By this ruling, the Constitutional Court did not decide the case concerning any specific persons or competitions. The Court recalled the general rule consolidated in the Constitution that the legal force of its decisions is prospective. Thus, the recognition, by means of this ruling, that the legal regulation impugned in this case is in conflict with the Constitution does not in itself restore the legal situation that existed before the entry into force of the Law, i.e. the results of competitions that had taken place before the entry into force of the Law in cases where these results had been annulled by the legal regulation incompliant with the Constitution are not restored in themselves.

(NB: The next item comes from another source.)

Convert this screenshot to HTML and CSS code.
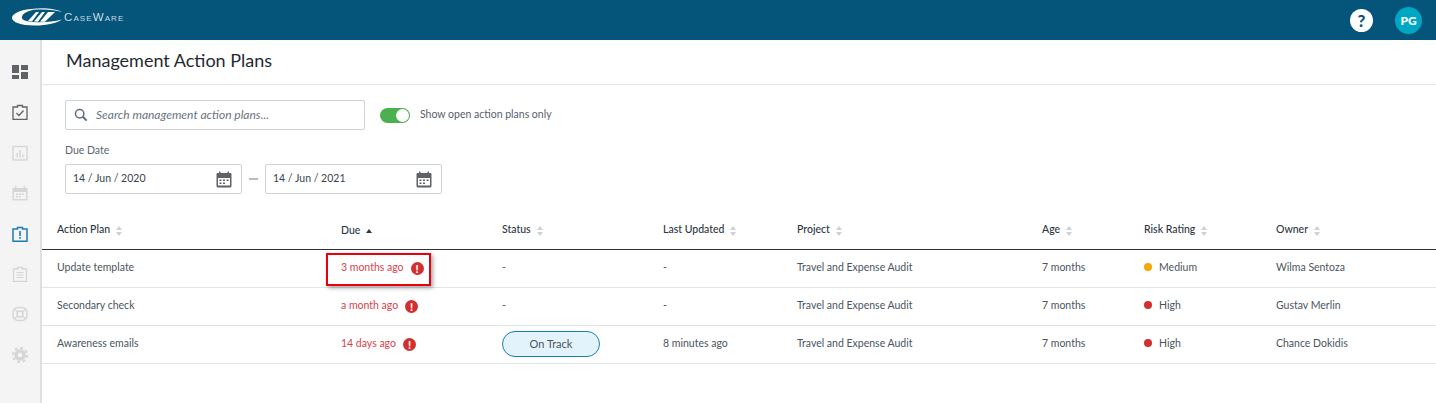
FILE: index.html
```html
<!DOCTYPE html>
<html>
	<head>
		<meta charset="UTF-8">
		<title>Management Action Plans</title>
		<link rel="stylesheet" href="styles.css">
	</head>
	<body>
		<div class="topbar">
			<div class="logo">
				<svg width="52" height="20" viewBox="0 0 52 20">
					<path d="M20 2C8 3 1 7 1 11C1 15 10 18.500 24 18.500C36 18.500 46 16 51 12.500C42 15 32 15.500 22 15C14 14.500 10 12.500 11 9.500C12 6 18 3.500 24 2.600Z" fill="#fff"/>
					<path d="M20 2C30 0.500 44 1 51 5C44 2.800 32 2 24 2.800Z" fill="#e6eef2"/>
					<path d="M17 14L25 5H28L21 14.500ZM23 14.500L31 5H34L27 14.800ZM29 14.800L37 5H44L34 14.800Z" fill="#fff"/>
				</svg>
				<span class="logo-text">CaseWare</span>
			</div>
			<div class="top-right">
				<span class="help">?</span>
				<span class="avatar">PG</span>
			</div>
		</div>
		<div class="main">
			<div class="sidebar">
				<svg class="nav" viewBox="0 0 16 16"><path d="M0 1H7V9H0ZM9 1H16V6H9ZM0 11H7V15H0ZM9 8H16V15H9Z" fill="#5f6266"/></svg>
				<svg class="nav" viewBox="0 0 16 16"><path d="M1 3H5.500V1.500H10.500V3H15V15.500H1Z" fill="none" stroke="#5f6266" stroke-width="1.300"/><path d="M4.500 9L7 11.500L11.500 6.500" fill="none" stroke="#5f6266" stroke-width="1.300"/></svg>
				<svg class="nav" viewBox="0 0 16 16"><path d="M1 1.500H15V15H1Z" fill="none" stroke="#d5d6d7" stroke-width="1.300"/><path d="M4.500 8H6V12.500H4.500ZM7.300 5H8.800V12.500H7.300ZM10.200 9.500H11.700V12.500H10.200Z" fill="#d5d6d7"/></svg>
				<svg class="nav" viewBox="0 0 16 16"><path d="M0.500 3H3V1H4.500V3H11.500V1H13V3H15.500V15.500H0.500Z" fill="#d5d6d7"/><path d="M2 7H14V14H2Z" fill="#f4f4f4"/><path d="M4 8.500H6V10H4ZM7 8.500H9V10H7ZM10 8.500H12V10H10ZM4 11H6V12.500H4ZM7 11H9V12.500H7Z" fill="#d5d6d7"/></svg>
				<svg class="nav" viewBox="0 0 16 16"><path d="M1 3H5.500V1.500H10.500V3H15V15.300H1Z" fill="none" stroke="#1b7db2" stroke-width="1.500"/><path d="M7.200 5H8.800V10H7.200ZM7.200 11H8.800V12.700H7.200Z" fill="#1b7db2"/></svg>
				<svg class="nav" viewBox="0 0 16 16"><path d="M1.500 3H5.500V1.500H10.500V3H14.500V15.300H1.500Z" fill="none" stroke="#d5d6d7" stroke-width="1.300"/><path d="M4.500 6.500H11.500M4.500 9H11.500M4.500 11.500H11.500" stroke="#d5d6d7" stroke-width="1.200"/></svg>
				<svg class="nav" viewBox="0 0 16 16"><rect x="1" y="1.500" width="14" height="13" rx="5" fill="none" stroke="#d5d6d7" stroke-width="1.500"/><circle cx="8" cy="8" r="3" fill="none" stroke="#d5d6d7" stroke-width="1.500"/><path d="M2.500 3.500L5.800 6M13.500 3.500L10.200 6M2.500 12.500L5.800 10M13.500 12.500L10.200 10" stroke="#d5d6d7" stroke-width="1.300"/></svg>
				<svg class="nav" viewBox="0 0 16 16"><circle cx="8" cy="8" r="7" fill="none" stroke="#d5d6d7" stroke-width="2.400" stroke-dasharray="2.700 2.800"/><circle cx="8" cy="8" r="4" fill="none" stroke="#d5d6d7" stroke-width="3.400"/></svg>
			</div>
			<div class="content">
				<h1 class="title">Management Action Plans</h1>
				<div class="filters">
					<div class="filter-row">
						<div class="search">
							<svg width="14" height="14" viewBox="0 0 16 16"><circle cx="6.500" cy="6.500" r="4.800" fill="none" stroke="#5d6d7e" stroke-width="1.700"/><path d="M10 10L14.500 14.500" stroke="#5d6d7e" stroke-width="2.200"/></svg>
							<span class="search-text">Search management action plans...</span>
						</div>
						<span class="toggle"><span class="knob"></span></span>
						<span class="toggle-label">Show open action plans only</span>
					</div>
					<div class="date-label">Due Date</div>
					<div class="date-row">
						<div class="date">
							<span>14 / Jun / 2020</span>
							<svg width="16" height="17" viewBox="0 0 16 17"><path d="M0.500 3Q0.500 2 1.500 2H3V0.500H4.500V2H11.500V0.500H13V2H14.500Q15.500 2 15.500 3V15Q15.500 16.500 14 16.500H2Q0.500 16.500 0.500 15Z" fill="#5f6266"/><path d="M2 7H14V14.500H2Z" fill="#fff"/><path d="M3.500 8.500H5.500V10H3.500ZM7 8.500H9V10H7ZM10.500 8.500H12.500V10H10.500ZM3.500 11.500H5.500V13H3.500ZM7 11.500H9V13H7Z" fill="#5f6266"/></svg>
						</div>
						<span class="dash"></span>
						<div class="date">
							<span>14 / Jun / 2021</span>
							<svg width="16" height="17" viewBox="0 0 16 17"><path d="M0.500 3Q0.500 2 1.500 2H3V0.500H4.500V2H11.500V0.500H13V2H14.500Q15.500 2 15.500 3V15Q15.500 16.500 14 16.500H2Q0.500 16.500 0.500 15Z" fill="#5f6266"/><path d="M2 7H14V14.500H2Z" fill="#fff"/><path d="M3.500 8.500H5.500V10H3.500ZM7 8.500H9V10H7ZM10.500 8.500H12.500V10H10.500ZM3.500 11.500H5.500V13H3.500ZM7 11.500H9V13H7Z" fill="#5f6266"/></svg>
						</div>
					</div>
				</div>
				<table class="plans">
					<colgroup>
						<col class="c1"><col class="c2"><col class="c3"><col class="c4"><col class="c5"><col class="c6"><col class="c7"><col>
					</colgroup>
					<thead>
						<tr>
							<th>Action Plan<span class="sort"></span></th>
							<th>Due<span class="sort-up"></span></th>
							<th>Status<span class="sort"></span></th>
							<th>Last Updated<span class="sort"></span></th>
							<th>Project<span class="sort"></span></th>
							<th>Age<span class="sort"></span></th>
							<th>Risk Rating<span class="sort"></span></th>
							<th>Owner<span class="sort"></span></th>
						</tr>
					</thead>
					<tbody>
						<tr>
							<td>Update template</td>
							<td class="late">3 months ago<span class="alert">!</span><span class="callout"></span></td>
							<td>-</td>
							<td>-</td>
							<td>Travel and Expense Audit</td>
							<td>7 months</td>
							<td><span class="dot medium"></span>Medium</td>
							<td>Wilma Sentoza</td>
						</tr>
						<tr>
							<td>Secondary check</td>
							<td class="late">a month ago<span class="alert">!</span></td>
							<td>-</td>
							<td>-</td>
							<td>Travel and Expense Audit</td>
							<td>7 months</td>
							<td><span class="dot high"></span>High</td>
							<td>Gustav Merlin</td>
						</tr>
						<tr>
							<td>Awareness emails</td>
							<td class="late">14 days ago<span class="alert">!</span></td>
							<td><span class="pill">On Track</span></td>
							<td>8 minutes ago</td>
							<td>Travel and Expense Audit</td>
							<td>7 months</td>
							<td><span class="dot high"></span>High</td>
							<td>Chance Dokidis</td>
						</tr>
					</tbody>
				</table>
			</div>
		</div>
	</body>
</html>
```

FILE: styles.css
```css
*{
	margin: 0;
	padding: 0;
	box-sizing: border-box;
}
html,body{
	height: 100%;
	overflow: hidden;
}
body{
	font-family: Lato, "Liberation Sans", sans-serif;
	font-size: 10.500px;
	color: #4a5560;
	background: #fff;
}
.topbar{
	display: flex;
	align-items: center;
	justify-content: space-between;
	height: 40px;
	padding: 0 14px 0 11px;
	background: #05557b;
}
.logo{
	display: flex;
	align-items: center;
	gap: 1px;
	margin-top: -6px;
}
.logo-text{
	font-family: "Liberation Sans", sans-serif;
	font-variant: small-caps;
	font-size: 11.500px;
	letter-spacing: 1.100px;
	color: #c9dae3;
}
.top-right{
	display: flex;
	align-items: center;
	gap: 22px;
}
.help{
	width: 23px;
	height: 23px;
	border-radius: 50%;
	background: #fff;
	color: #05557b;
	font-size: 17px;
	font-weight: 900;
	line-height: 23px;
	text-align: center;
}
.avatar{
	width: 27px;
	height: 27px;
	border-radius: 50%;
	background: #00a7c4;
	color: #fff;
	font-size: 12px;
	font-weight: 900;
	line-height: 27px;
	text-align: center;
}
.main{
	display: flex;
	height: 363px;
}
.sidebar{
	display: flex;
	flex-direction: column;
	align-items: center;
	gap: 24.400px;
	flex: none;
	width: 42px;
	padding-top: 24px;
	padding-right: 1px;
	background: #f4f4f4;
	border-right: 2px solid #e0e0e0;
}
.nav{
	display: block;
	flex: none;
	width: 16px;
	height: 16px;
}
.content{
	flex: 1;
	min-width: 0;
}
.title{
	height: 45px;
	padding: 9px 0 0 24px;
	font-size: 18px;
	font-weight: 400;
	line-height: 23px;
	color: #1f2a33;
	border-bottom: 1px solid #e3e5e7;
}
.filters{
	padding: 15px 0 0 23px;
}
.filter-row{
	display: flex;
	align-items: center;
}
.search{
	display: flex;
	align-items: center;
	gap: 8px;
	width: 300px;
	height: 30px;
	padding-left: 8px;
	border: 1px solid #ced3da;
	border-radius: 2px;
	font-size: 12px;
	font-style: italic;
	color: #6a7480;
}
.search-text{
	margin-bottom: 1px;
}
.toggle{
	display: flex;
	justify-content: flex-end;
	align-items: center;
	width: 30px;
	height: 15px;
	margin: 0 10px 0 15px;
	padding-right: 1px;
	border-radius: 8px;
	background: #4caf50;
}
.knob{
	width: 13px;
	height: 13px;
	border-radius: 50%;
	background: #fff;
}
.toggle-label{
	margin-bottom: 2px;
	color: #55606c;
}
.date-label{
	margin-top: 13px;
	line-height: 14px;
	color: #5c6773;
}
.date-row{
	display: flex;
	align-items: center;
	margin-top: 7px;
}
.date{
	display: flex;
	align-items: center;
	justify-content: space-between;
	width: 177px;
	height: 30px;
	padding: 0 9px 0 7px;
	border: 1px solid #ced3da;
	border-radius: 2px;
	color: #38424c;
}
.date span{
	margin-bottom: 2px;
}
.dash{
	width: 9px;
	height: 1px;
	margin: 0 7px;
	border-top: 2px solid #b9bdc2;
}
.plans{
	width: 100%;
	margin-top: 16px;
	border-collapse: separate;
	border-spacing: 0;
	table-layout: fixed;
}
.c1{ width: 284px; }
.c2{ width: 161px; }
.c3{ width: 161px; }
.c4{ width: 134px; }
.c5{ width: 245px; }
.c6{ width: 102px; }
.c7{ width: 132px; }
.plans th{
	height: 40px;
	padding: 0 0 0 15px;
	font-weight: 500;
	text-align: left;
	color: #2b3640;
	border-bottom: 1px solid #333;
}
.plans td{
	position: relative;
	height: 38px;
	padding: 0 0 4px 15px;
	border-bottom: 1px solid #e3e4e5;
}
.sort,.sort-up{
	display: inline-block;
	vertical-align: middle;
	margin-left: 6px;
}
.sort{
	position: relative;
	width: 7px;
	height: 10px;
}
.sort:before,.sort:after{
	content: "";
	position: absolute;
	left: 0;
	border-left: 3.500px solid transparent;
	border-right: 3.500px solid transparent;
}
.sort:before{
	top: 0;
	border-bottom: 4px solid #cfd2d5;
}
.sort:after{
	bottom: 0;
	border-top: 4px solid #cfd2d5;
}
.sort-up{
	width: 0;
	height: 0;
	border-left: 3.500px solid transparent;
	border-right: 3.500px solid transparent;
	border-bottom: 4px solid #333;
}
.plans td.late{
	padding-bottom: 2px;
	color: #d9424a;
}
.alert{
	display: inline-block;
	width: 13px;
	height: 13px;
	margin-left: 7px;
	border-radius: 50%;
	background: #d32f2f;
	color: #fff;
	font-size: 11px;
	font-weight: 900;
	line-height: 13px;
	text-align: center;
	vertical-align: -2px;
}
.callout{
	position: absolute;
	top: 3px;
	left: 0;
	width: 105px;
	height: 33px;
	border: 2px solid #e8000d;
	box-shadow: 2px 2px 4px rgba(0,0,0,0.35);
}
.pill{
	display: block;
	width: 98px;
	height: 26px;
	margin-top: 2px;
	border: 1px solid #1b7db2;
	border-radius: 13px;
	background: #e3f3fb;
	font-size: 11px;
	line-height: 23px;
	text-align: center;
	color: #4a5560;
}
.dot{
	display: inline-block;
	width: 8px;
	height: 8px;
	margin-right: 7px;
	border-radius: 50%;
}
.medium{
	background: #f7a600;
}
.high{
	background: #d32f2f;
}
```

In view of the above, the Constitutional Court emphasised that, in considering specific legal disputes linked to competitions for the positions of the heads of national, state, or municipal theatres or concert establishments in cases where these competitions had been organised prior to the entry into force of the Law and whose winners had not taken up the respective office, courts, under Paragraph 1 of Article 109 of the Constitution, while administering justice, must ensure the implementation of the regulation expressed in the Constitution, laws, and other legal acts, must protect human rights and freedoms and the public interest, must consider cases in a fair and objective manner, and must, while adopting decisions, assess the interests and legitimate expectations of the winners of both competitions that were declared invalid under Paragraph 3 of Article 3 of the Law and newly organised competitions for the positions of the heads of the above-mentioned theatres or concert establishments, as well as assess the circumstances of the organisation and implementation of these competitions (thus, also the basis and procedure for organising these competitions).